2003-06-01: Backgammon

I'm clearly not nearly a good enough backgammon player, since playing against the computer, while initially fun, is just frustrating after a few games. Although I really don't know why the computer in gnubg has a tendency to give up during the end game when it's almost certain that it will finish before I will.

In other news, I'm having a bad day for communicating with people (I just don't feel like it), and I'm coming down with a cold.

Oh well.

2003-06-06: Domestic advice

The domestic tip of the week, courtesy of my mother. If you're having great difficulty getting a comb really clean, just put it in the dishwasher. Works like a charm.

I don't think I ever would have thought of that, and I have no idea why not.

2003-06-07: bogofilter

Now that I have a new, much faster desktop machine, I finally took the plunge and set up Bayesian spam filtering. Hand-maintained rules were missing more and more, not enough to really bother me that much for my regular mail, but enough to bother me for group-advice and newgroups mail. I was losing a lot of stuff in the spam deluge.

I've now got Gnus 5.10.2 all set up using the Debian bogofilter package and it works like a charm. So far, it's been perfect. (I pre-seeded it with the past six months of group-advice and newgroups mail, among some other things, and apparently didn't make too many errors.) The only drawback is that registering new spam or non-spam takes a little while, even with a fairly fast machine, but not long enough that I think it will bother me.

The documentation has some real problems, though, so here are a few additional notes:

The documentation really wants you to use customize, preferrably on each group. I don't like putting a lot of stuff into group properties, so I instead set the general variables. gnus-spam-newsgroup-contents takes a list of pairs of regexes that match group names (including the nnml: part) to either gnus-group-spam-classification-spam or gnus-group-spam-classification-ham. Example:

(custom-set-variables '(gnus-spam-newsgroup-contents
'(("^nnml:mail\.spam.*" gnus-group-spam-classification-spam)
("^nnml:mail\.\(eyrie\|rra\)" gnus-group-spam-classification-ham)
("^nnml:work\.\(personal\|news\)" gnus-group-spam-classification-ham)
("^nnml:project\..*" gnus-group-spam-classification-ham))))

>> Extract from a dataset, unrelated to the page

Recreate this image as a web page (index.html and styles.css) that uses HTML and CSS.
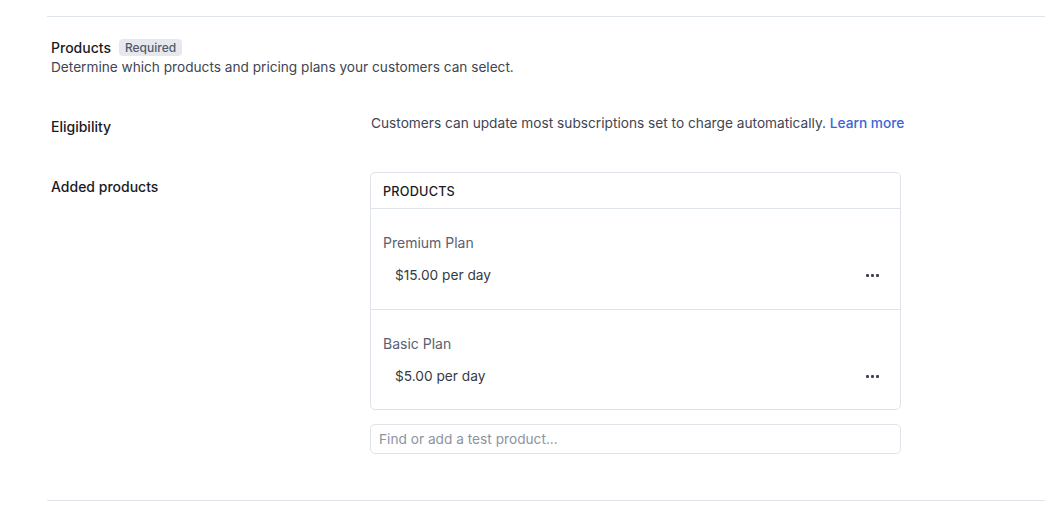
FILE: index.html
```html
<!DOCTYPE html>
<html>
<head>
<meta charset="utf-8">
<link rel="stylesheet" href="styles.css">
</head>
<body>
<div class="page">
  <section class="section">
    <div class="head">
      <div class="title-row">
        <span class="title">Products</span>
        <span class="badge">Required</span>
      </div>
      <div class="desc">Determine which products and pricing plans your customers can select.</div>
    </div>

    <div class="row row-elig">
      <div class="label label-elig">Eligibility</div>
      <div class="value value-elig">Customers can update most subscriptions set to charge automatically. <a class="link" href="#">Learn more</a></div>
    </div>

    <div class="row row-added">
      <div class="label">Added products</div>
      <div class="value">
        <div class="card">
          <div class="card-head">PRODUCTS</div>
          <div class="item">
            <div class="item-name">Premium Plan</div>
            <div class="price-row">
              <span class="price">$15.00 per day</span>
              <span class="dots"><i></i><i></i><i></i></span>
            </div>
          </div>
          <div class="item">
            <div class="item-name">Basic Plan</div>
            <div class="price-row">
              <span class="price">$5.00 per day</span>
              <span class="dots"><i></i><i></i><i></i></span>
            </div>
          </div>
        </div>
        <input class="search" type="text" placeholder="Find or add a test product...">
      </div>
    </div>
  </section>
</div>
</body>
</html>
```

FILE: styles.css
```css
* { box-sizing: border-box; }
html, body { margin: 0; padding: 0; background: #fff; }
body {
  font-family: Inter, "Noto Sans", sans-serif;
  font-size: 14px;
  color: #353a44;
  -webkit-font-smoothing: antialiased;
}
.page {
  padding: 16px 0 0 47px;
}
.section {
  border-top: 1px solid #dfe4ea;
  border-bottom: 1px solid #dfe4ea;
  padding: 20px 0 46px 4px;
}
.title-row {
  display: flex;
  align-items: center;
  gap: 8px;
  height: 20px;
}
.title {
  color: #1a1b25;
  font-weight: 500;
  font-size: 14px;
}
.badge {
  background: #e5e9ee;
  color: #545969;
  font-size: 12px;
  font-weight: 500;
  padding: 0 6px;
  border-radius: 4px;
  height: 17px;
  line-height: 17px;
}
.desc {
  color: #414552;
  font-size: 13.65px;
  line-height: 20px;
}
.row {
  display: flex;
}
.row-elig {
  margin-top: 36px;
}
.row-added {
  margin-top: 35px;
}
.label {
  width: 319px;
  flex: none;
  color: #1a1b25;
  font-size: 14px;
  font-weight: 500;
  line-height: 20px;
  padding-top: 5px;
}
.label-elig {
  padding-top: 0;
  margin-top: 4px;
}
.value {
  width: 531px;
  font-size: 13.7px;
  line-height: 20px;
  color: #414552;
}
.value-elig {
  width: auto;
  white-space: nowrap;
  padding-left: 1px;
}
.link {
  color: #3866d8;
  text-decoration: none;
  font-weight: 500;
}
.card {
  border: 1px solid #dfe4ea;
  border-radius: 5px;
}
.card-head {
  height: 36px;
  border-bottom: 1px solid #dfe4ea;
  padding: 9px 12px 0;
  font-size: 12.7px;
  font-weight: 500;
  letter-spacing: 0.2px;
  color: #1a1b25;
}
.item {
  padding: 24px 12px 24px 12px;
  height: 100px;
}
.item + .item { border-top: 1px solid #dfe4ea; }
.item-name {
  color: #596171;
  font-size: 14px;
  line-height: 20px;
}
.price-row {
  display: flex;
  align-items: center;
  justify-content: space-between;
  margin-top: 12px;
  padding: 0 9px 0 12px;
  height: 20px;
}
.price {
  color: #353a44;
  font-size: 13.7px;
}
.dots {
  display: flex;
  gap: 2px;
}
.dots i {
  display: block;
  width: 3px;
  height: 3px;
  background: #414552;
  border-radius: 1px;
}
.search {
  display: block;
  margin-top: 14px;
  width: 531px;
  height: 30px;
  border: 1px solid #dfe4ea;
  border-radius: 5px;
  padding: 0 8px;
  font-family: Inter, "Noto Sans", sans-serif;
  font-size: 13.7px;
  color: #353a44;
  outline: none;
}
.search::placeholder { color: #8c93a1; }
```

gnus-spam-process-newsgroups takes a list of pairs of similar regexes matched to lists of processing functions, which is different than what the documentation says. Example:

(custom-set-variables '(gnus-spam-process-newsgroups
'(("^nnml:project\..*"
(gnus-group-spam-exit-processor-bogofilter
gnus-group-ham-exit-processor-bogofilter))
("^nnml:mail\.\(rra\|eyrie\)"
(gnus-group-spam-exit-processor-bogofilter
gnus-group-ham-exit-processor-bogofilter))
("^nnml:work\.\(personal\|news\)"
(gnus-group-spam-exit-processor-bogofilter
gnus-group-ham-exit-processor-bogofilter))
("^nnml:mail\.spam.*"
(gnus-group-spam-exit-processor-bogofilter)))))

Another point that's very unclear from the documentation that I found out through a lot of fiddling is that you need to add both the spam and ham bogofilter processors to the list of processors for each of your ham groups. Otherwise, the spam that you mark never actually gets registered with bogofilter.

I played with the option to move marked spam into a different group but decided that I didn't like it. I would then have to go read that group and see that spam again to get it to actually expire. So I just leave it in the group and let it expire with the rest of the traffic.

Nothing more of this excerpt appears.